You can learn more about the history of the ATFS from this 70th anniversary article in the organization’s magazine, Tree Farmer. This 1949 article from Agricultural History provides an excellent examination of the founding and early struggles of the organization. And you can learn more about our archival holdings and follow a link to historical photos of the ATFS from this blog post by FHS archivist intern Shaun Trujillo.


In June of 1951, another crowd gathered in in Montesano, Washington, to celebrate the tenth anniversary of the Clemons Tree Farm. A plaque was unveiled commemorating the 1941 founding, and in attendance were William B. Greeley, Wilson Compton, J.P. Weyerhaeuser Jr., and Mrs. Charles H. Clemons. At the time of the ceremony, over 4 million Douglas-fir seedlings had been planted on Clemons Tree Farm land. By the end of the tenth anniversary year, the American Tree Farm System had already spread to 33 states.


From left: Wilson Compton, Mrs. Clemons, J.P. Weyerhaeuser Jr., and W.B. Greeley commemorate the 10th anniversary of Clemons Tree Farm.

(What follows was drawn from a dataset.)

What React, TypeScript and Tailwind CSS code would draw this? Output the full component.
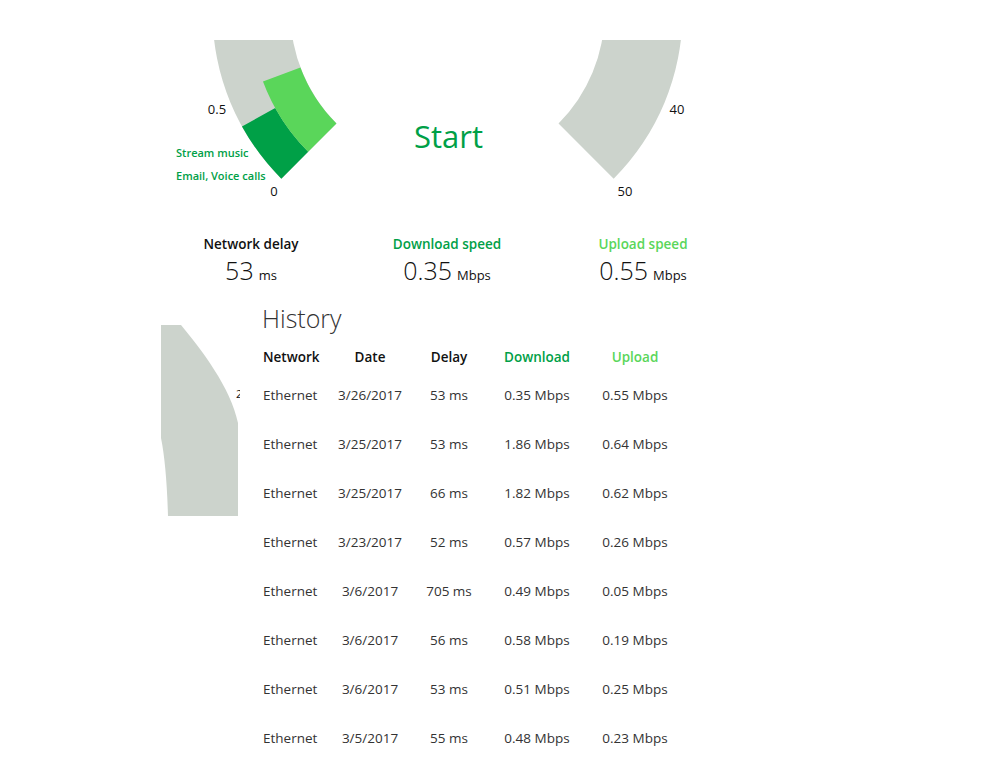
import React from "react";

const C = { cx: 447.5, cy: 12.5 };
function pt(r: number, deg: number) {
  const a = (deg * Math.PI) / 180;
  return `${(C.cx + r * Math.cos(a)).toFixed(2)} ${(C.cy + r * Math.sin(a)).toFixed(2)}`;
}
function band(r1: number, r2: number, a1: number, a2: number) {
  const large = a2 - a1 > 180 ? 1 : 0;
  return `M ${pt(r2, a1)} A ${r2} ${r2} 0 ${large} 1 ${pt(r2, a2)} L ${pt(r1, a2)} A ${r1} ${r1} 0 ${large} 0 ${pt(r1, a1)} Z`;
}

const rows = [
  ["Ethernet", "3/26/2017", "53 ms", "0.35 Mbps", "0.55 Mbps"],
  ["Ethernet", "3/25/2017", "53 ms", "1.86 Mbps", "0.64 Mbps"],
  ["Ethernet", "3/25/2017", "66 ms", "1.82 Mbps", "0.62 Mbps"],
  ["Ethernet", "3/23/2017", "52 ms", "0.57 Mbps", "0.26 Mbps"],
  ["Ethernet", "3/6/2017", "705 ms", "0.49 Mbps", "0.05 Mbps"],
  ["Ethernet", "3/6/2017", "56 ms", "0.58 Mbps", "0.19 Mbps"],
  ["Ethernet", "3/6/2017", "53 ms", "0.51 Mbps", "0.25 Mbps"],
  ["Ethernet", "3/5/2017", "55 ms", "0.48 Mbps", "0.23 Mbps"],
];

const GRAY = "#ccd3cc";
const DARK = "#00a047";
const LIGHT = "#5ad65a";
const font = "'Open Sans', 'Noto Sans', sans-serif";

function Gauge() {
  return (
    <div className="relative h-[200px]">
      <svg width="999" height="200" className="block" style={{ fontFamily: font }}>
        <defs>
          <clipPath id="topclip">
            <rect x="0" y="40" width="999" height="160" />
          </clipPath>
        </defs>
        <g clipPath="url(#topclip)">
          <path d={band(157, 235, 135, 405)} fill={GRAY} />
          <path d={band(197, 235, 135, 151)} fill={DARK} />
          <path d={band(157, 197, 135, 159.5)} fill={LIGHT} />
        </g>
        <text x="217" y="114" fontSize="13" fill="#111" textAnchor="middle">0.5</text>
        <text x="274" y="196" fontSize="13" fill="#111" textAnchor="middle">0</text>
        <text x="677" y="114" fontSize="13" fill="#111" textAnchor="middle">40</text>
        <text x="625" y="196" fontSize="13" fill="#111" textAnchor="middle">50</text>
        <text x="176" y="156.5" fontSize="11" fontWeight="600" fill={DARK}>Stream music</text>
        <text x="176" y="179.5" fontSize="11" fontWeight="600" fill={DARK}>Email, Voice calls</text>
      </svg>
      <button className="absolute left-[380px] top-[116px] w-[137px] text-center text-[31px] leading-[40px] text-[#00a047]">
        Start
      </button>
    </div>
  );
}

function Stat({ label, value, unit, color }: { label: string; value: string; unit: string; color: string }) {
  return (
    <div className="w-[196px] flex flex-col items-center">
      <div className={`text-[13.5px] leading-[20px] font-semibold ${color}`}>{label}</div>
      <div className="mt-[1px] flex items-baseline gap-[5px] text-[#111]">
        <span className="text-[25px] leading-[30px] font-light">{value}</span>
        <span className="text-[13px] leading-[30px]">{unit}</span>
      </div>
    </div>
  );
}

function LowerGauge() {
  return (
    <div className="mt-[20px] ml-[161px] w-[79px] h-[191px] overflow-hidden shrink-0">
      <svg width="79" height="191" viewBox="161 325 79 191" className="block" style={{ fontFamily: font }}>
        <path
          d="M161 325 L181 325 C201 349 231 388 238 423 L238 516 L168 516 Q166.5 465 161 438 Z"
          fill={GRAY}
        />
        <text x="236" y="398" fontSize="11" fill="#111">2</text>
      </svg>
    </div>
  );
}

export default function App() {
  return (
    <div className="w-[999px] h-[760px] overflow-hidden bg-white" style={{ fontFamily: font }}>
      <Gauge />
      <div className="mt-[34px] ml-[153px] flex">
        <Stat label="Network delay" value="53" unit="ms" color="text-[#111]" />
        <Stat label="Download speed" value="0.35" unit="Mbps" color="text-[#00a047]" />
        <Stat label="Upload speed" value="0.55" unit="Mbps" color="text-[#5ad65a]" />
      </div>
      <div className="mt-[15px] flex items-start">
        <LowerGauge />
        <div className="ml-[22px]">
          <div className="text-[25px] leading-[30px] font-light text-[#333] -mt-[2px]">History</div>
          <div className="mt-[14px] grid grid-cols-[56px_104px_54px_122px_74px] h-[20px] items-center text-[13.5px] font-semibold leading-[20px]">
            <div className="text-left pl-[1px] text-[#111]">Network</div>
            <div className="text-center text-[#111]">Date</div>
            <div className="text-center text-[#111]">Delay</div>
            <div className="text-center text-[#00a047]">Download</div>
            <div className="text-center text-[#5ad65a]">Upload</div>
          </div>
          <div className="mt-[3px]">
            {rows.map((r, i) => (
              <div
                key={i}
                className="grid grid-cols-[56px_104px_54px_122px_74px] h-[49px] items-center text-[13.5px] leading-[20px] text-[#333] whitespace-nowrap"
              >
                <div className="text-left pl-[1px]">{r[0]}</div>
                <div className="text-center">{r[1]}</div>
                <div className="text-center">{r[2]}</div>
                <div className="text-center">{r[3]}</div>
                <div className="text-center">{r[4]}</div>
              </div>
            ))}
          </div>
        </div>
      </div>
    </div>
  );
}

By the time of the 25th anniversary in 1966, every state other than Alaska and Hawaii had officially joined the American Tree Farm System. Promotional “Silver Anniversary Dollars” were produced to commemorate the occasion.

Tree Farm dollar

Tree Farm Silver Anniversary Dollar.

The 40th anniversary of the American Tree Farm System was held in North Carolina on June 12, 1981. Participating in the festivities was actor and celebrity tree farmer Andy Griffith. Every state now featured a tree farm, with Alaska and Hawaii having joined the ATFS in 1974 and 1975, respectively. By the end of 1981, more than 40,000 tree farms managed a total land area exceeding 80 million acres.

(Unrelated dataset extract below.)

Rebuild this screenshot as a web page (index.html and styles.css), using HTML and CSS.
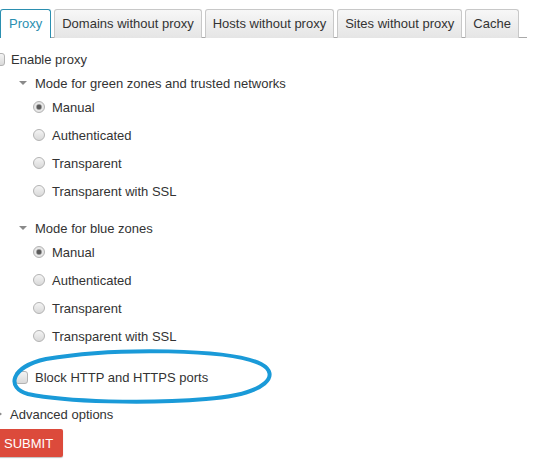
FILE: index.html
```html
<!DOCTYPE html>
<html lang="en">
  <head>
    <meta charset="UTF-8" />
    <title>Proxy settings</title>
    <link rel="stylesheet" href="styles.css">
  </head>
  <body>
    <main class="page">
      <!-- [1] Tabs -->
      <nav class="tabs">
        <a class="tab active">Proxy</a>
        <a class="tab">Domains without proxy</a>
        <a class="tab">Hosts without proxy</a>
        <a class="tab">Sites without proxy</a>
        <a class="tab">Cache</a>
      </nav>

      <!-- [2] Form -->
      <form class="form">
        <label class="row enable">
          <input type="checkbox" checked />
          <span>Enable proxy</span>
        </label>

        <div class="group">
          <div class="group-title"><i class="caret"></i>Mode for green zones and trusted networks</div>
          <label class="row radio"><input type="radio" name="green" checked /><span>Manual</span></label>
          <label class="row radio"><input type="radio" name="green" /><span>Authenticated</span></label>
          <label class="row radio"><input type="radio" name="green" /><span>Transparent</span></label>
          <label class="row radio"><input type="radio" name="green" /><span>Transparent with SSL</span></label>
        </div>

        <div class="group blue">
          <div class="group-title"><i class="caret"></i>Mode for blue zones</div>
          <label class="row radio"><input type="radio" name="blue" checked /><span>Manual</span></label>
          <label class="row radio"><input type="radio" name="blue" /><span>Authenticated</span></label>
          <label class="row radio"><input type="radio" name="blue" /><span>Transparent</span></label>
          <label class="row radio"><input type="radio" name="blue" /><span>Transparent with SSL</span></label>
        </div>

        <label class="row block">
          <input type="checkbox" />
          <span>Block HTTP and HTTPS ports</span>
        </label>

        <div class="advanced"><i class="caret-right"></i>Advanced options</div>

        <button type="button" class="submit">SUBMIT</button>
      </form>

      <!-- hand drawn highlight -->
      <svg class="highlight" width="280" height="70" viewBox="0 0 280 70" aria-hidden="true">
        <path
          d="M 40 13 C 110 1, 225 3, 255 18 C 274 28, 264 48, 200 53 C 140 58, 60 56, 22 48 C 0 42, 4 21, 40 13 Z"
          fill="none"
          stroke="#1a9ad8"
          stroke-width="4"
        />
      </svg>
    </main>
  </body>
</html>
```

FILE: styles.css
```css
/*
  Global styles
*/

* {
  margin: 0;
  padding: 0;
  box-sizing: border-box;
}
:root {
  --text: #333;
  --teal: #2b8fb0;
  --tab-border: #c8c8c8;
  --red: #dc4a3b;
}
body {
  overflow: hidden;
  background: #fff;
  color: var(--text);
  font-family: Arial, "Liberation Sans", sans-serif;
  font-size: 13px;
}
.page {
  position: relative;
  width: 533px;
  height: 473px;
}

/*
  Tabs
*/

.tabs {
  gap: 3px;
  width: 527px;
  display: flex;
  padding-top: 9px;
  border-bottom: 1px solid #a9a9a9;
}
.tab {
  flex: none;
  height: 29px;
  padding: 0 7px;
  line-height: 27px;
  white-space: nowrap;
  margin-bottom: -1px;
  color: var(--text);
  border: 1px solid var(--tab-border);
  border-bottom: none;
  border-radius: 3px 3px 0 0;
  background: linear-gradient(#f7f7f7, #e5e5e5);
}
.tab.active {
  padding: 0 8px;
  color: var(--teal);
  background: #fff;
  border-color: var(--teal);
}

/*
  Form
*/

.form {
  display: flex;
  flex-direction: column;
  align-items: flex-start;
}
.row {
  gap: 7px;
  height: 28px;
  display: flex;
  align-items: center;
}
.enable {
  gap: 6px;
  height: 27px;
  margin-top: 8px;
  margin-left: -8px;
}
.group-title {
  height: 20px;
  display: flex;
  align-items: center;
  padding-left: 19px;
}
.group.blue {
  margin-top: 13px;
}
.caret {
  width: 0;
  height: 0;
  margin-right: 8px;
  border-left: 4px solid transparent;
  border-right: 4px solid transparent;
  border-top: 4px solid #8a8a8a;
}
.radio {
  padding-left: 33px;
}
.block {
  gap: 7px;
  margin-top: 13px;
  padding-left: 15px;
}
.advanced {
  height: 20px;
  display: flex;
  align-items: center;
  margin-top: 13px;
  margin-left: -2px;
}
.caret-right {
  width: 0;
  height: 0;
  margin-right: 8px;
  border-top: 3px solid transparent;
  border-bottom: 3px solid transparent;
  border-left: 4px solid #8a8a8a;
}

/* custom inputs */
input[type="radio"],
input[type="checkbox"] {
  appearance: none;
  flex: none;
  width: 12px;
  height: 12px;
  border: 1px solid #b3b3b3;
  background: linear-gradient(#f4f4f4, #d9d9d9);
}
input[type="radio"] {
  border-radius: 50%;
}
input[type="radio"]:checked {
  background: radial-gradient(circle, #5a5a5a 0 2px, #9a9a9a 2.5px, #e8e8e8 3.5px, #dcdcdc);
}
input[type="checkbox"] {
  width: 13px;
  height: 13px;
  border-radius: 3px;
}
input[type="checkbox"]:checked {
  background: radial-gradient(circle, #555 0 1.5px, transparent 2px), linear-gradient(#f4f4f4, #d9d9d9);
}

/* submit */
.submit {
  height: 28px;
  margin-top: 5px;
  margin-left: -4px;
  padding: 0 10px 0 8px;
  border: none;
  border-radius: 2px;
  color: #fff;
  background: var(--red);
  box-shadow: 0 1px 1px rgba(0, 0, 0, 0.25);
  font-family: inherit;
  font-size: 13px;
}

/* overlay */
.highlight {
  top: 346px;
  left: 6px;
  position: absolute;
}
```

Tree Farm System 40th Anniversary

From left: North Carolina Governor Jim Hunt, George H. Weyerhaeuser, Andy Griffith, and T.O. Perry at ATFS 40th anniversary.

The Tree Farm System began the 1990s with more than 70,000 tree farmers managing some 93 million acres. The 50th anniversary in 1991 (“50 Years of Growing Trees . . . And More Than Trees”) featured a new round of commemorative promotional items, such as trucker hats.

Tree Farm 50th Hat

Tree Farm System 50th Anniversary hat

The 60th anniversary also marked a full 25 years of the Outstanding Tree Farmer Award. This award, begun in 1976, honored tree farmers who have shown an outstanding commitment to sustainable forest management.

Tree Farm 60th anniversary logo

Clemons Tree Farm sign

Simple signs like this marked the entrances to the first tree farm. Today the familiar green and white diamond logo identify properties in the American Tree Farm System and their purpose: sustainable management of forests for wood, water, recreation, and wildlife.

In the first decade of the twenty-first century, AFTS decided to focus exclusively on family forest owners—who, notably, own more forest land in America than industry owners. New certification standards focus on the needs of woodland owners managing smaller woodlands. ATFS now provides tools and on-the-ground support to 88,000 family forest owners sustainably managing 26 million acres. The program is still going strong as it moves towards its eighth decade. In August, the 2011 Tree Farmer Convention will take place in Albuquerque, New Mexico. FHS Historian Jamie Lewis and Archivist Eben Lehman will be on hand to make a presentation about the history of ATFS and the ATFS records housed by the Forest History Society and to exhibit our publications.